The narrator, a journalist, meets two colorful characters, Daniel Dravot and Peachey Carnahan, while traveling. Later, they seek him out at his printing press in Lahore to look at books and maps about Kafiristan. He then plays witness to their vow to each other to become kings of Kafiristan, a venture which he sees as ill-advised. Two years later, Carnahan returns and informs the narrator that he and Dravot indeed reached Kafiristan. While there, they were seen as gods and eventually Dravot was made king. The two men taught the Kafiristanis military tactics and how to use rifles. Eventually, Dravot decided to take a Kafiristani woman as his wife, but, in her terror, she bit him.

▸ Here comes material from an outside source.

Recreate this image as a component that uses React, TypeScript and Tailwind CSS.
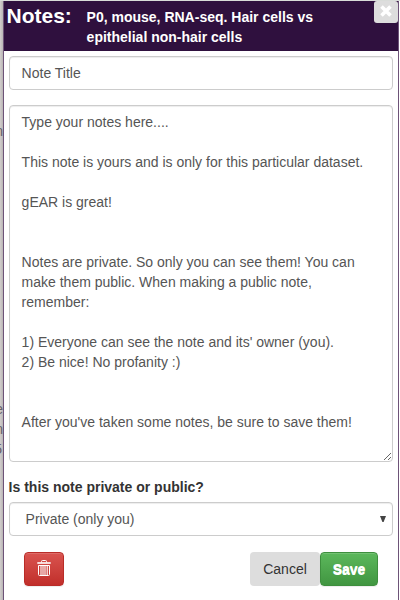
import React from "react";

const note = `Type your notes here....

This note is yours and is only for this particular dataset.

gEAR is great!


Notes are private. So only you can see them! You can
make them public. When making a public note,
remember:

1) Everyone can see the note and its' owner (you).
2) Be nice! No profanity :)


After you've taken some notes, be sure to save them!`;

const field =
  "block w-full rounded-[4px] border border-[#ccc] bg-white text-[14px] leading-5 text-[#555] shadow-[inset_0_1px_1px_rgba(0,0,0,0.075)]";

function TrashIcon() {
  return (
    <svg width="14" height="16" viewBox="0 0 14 16" fill="none" stroke="white" className="-mt-[3px]">
      <path d="M4.5 2.5V1.5Q4.5.5 5.5.5H8.5Q9.5.5 9.5 1.5V2.5" />
      <path d="M.3 3H13.7" strokeWidth="1.6" />
      <path d="M1.5 5.5H12.5V14.5Q12.5 15.5 11.5 15.5H2.5Q1.5 15.5 1.5 14.5Z" />
      <path d="M4 6V15M6 6V15M8 6V15M10.2 6V15" strokeWidth="1.1" />
    </svg>
  );
}

export default function App() {
  return (
    <div className="flex h-[600px] w-[400px] overflow-hidden border-t border-[#d9dcd9] bg-white font-['Liberation_Sans',Arial,sans-serif] text-[14px] leading-5 text-[#333]">
      <div className="flex w-[3px] shrink-0 flex-col items-end overflow-hidden bg-linear-to-r from-[#d2cecd] to-[#b9b5b5] text-[#67606b]">
        <span className="mt-[120px]">n</span>
        <span className="mt-[258px]">e</span>
        <span>n</span>
        <span className="pr-px">5</span>
      </div>
      <main className="flex w-[396px] shrink-0 flex-col border-x border-[#6d5378] bg-white">
        <header className="flex h-[50px] shrink-0 items-start bg-[#2f103e] font-bold text-white">
          <h1 className="w-[82.6px] shrink-0 pl-[2.5px] pt-[3px] text-[21px] leading-6">Notes:</h1>
          <p className="w-[250px] pt-[6px]">
            P0, mouse, RNA-seq. Hair cells vs
            <br />
            epithelial non-hair cells
          </p>
          <button className="ml-auto flex h-[22px] w-6 items-center justify-center rounded-[3px] bg-[#ddd]">
            <svg width="12" height="12" viewBox="0 0 12 12" className="-mt-0.5" stroke="white" strokeWidth="3.6">
              <path d="M1.5 1.5L10.5 10.5M10.5 1.5L1.5 10.5" />
            </svg>
          </button>
        </header>
        <div className="flex flex-col px-[5px] pt-[5px]">
          <input className={`${field} h-[34px] px-[11.6px] py-1.5`} defaultValue="Note Title" />
          <textarea
            className={`${field} mt-[15px] h-[357px] resize overflow-hidden whitespace-pre px-[11.6px] py-1.5`}
            defaultValue={note}
          />
          <label className="-ml-[0.4px] mt-[15px] h-5 font-bold">Is this note private or public?</label>
          <div className={`${field} mt-[5px] flex h-[34px] items-center justify-between pl-[15.6px] pr-[6px]`}>
            <span>Private (only you)</span>
            <svg width="6" height="6" viewBox="0 0 6 6" fill="#444">
              <path d="M0 0H6L3.6 6H2.4Z" />
            </svg>
          </div>
          <footer className="mt-4 flex h-[34px] px-[15px]">
            <button className="flex w-10 items-center justify-center rounded-[4px] border border-[#b92c28] bg-linear-to-b from-[#d9534f] to-[#c12e2a] shadow-[inset_0_1px_0_rgba(255,255,255,0.15),0_1px_1px_rgba(0,0,0,0.075)]">
              <TrashIcon />
            </button>
            <button className="ml-auto w-[70px] rounded-[4px] bg-[#ddd]">Cancel</button>
            <button className="w-[58px] rounded-[4px] border border-[#3e8f3e] bg-linear-to-b from-[#5cb85c] to-[#419641] font-bold text-white shadow-[inset_0_1px_0_rgba(255,255,255,0.15),0_1px_1px_rgba(0,0,0,0.075)] [text-shadow:0_1px_0_#fff]">
              Save
            </button>
          </footer>
        </div>
      </main>
    </div>
  );
}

Upon seeing him bleed, the priests realized that he was not a god and the Kafiristanis immediately sought to kill Dravot and Carnahan. One clan chief, whom they called "Billy Fish", helped them to escape, but they eventually were caught and Dravot was dropped from a rope bridge into a gorge to his death. The Kafiristanis crucified Carnahan, but let him go when he was still alive the next morning, and he slowly made his way back to Lahore over the next year. The narrator puts Peachey in an asylum, where he dies soon thereafter. Dravot's severed head and golden crown, which Carnahan was carrying with him when he visited the narrator, are not found among his possessions.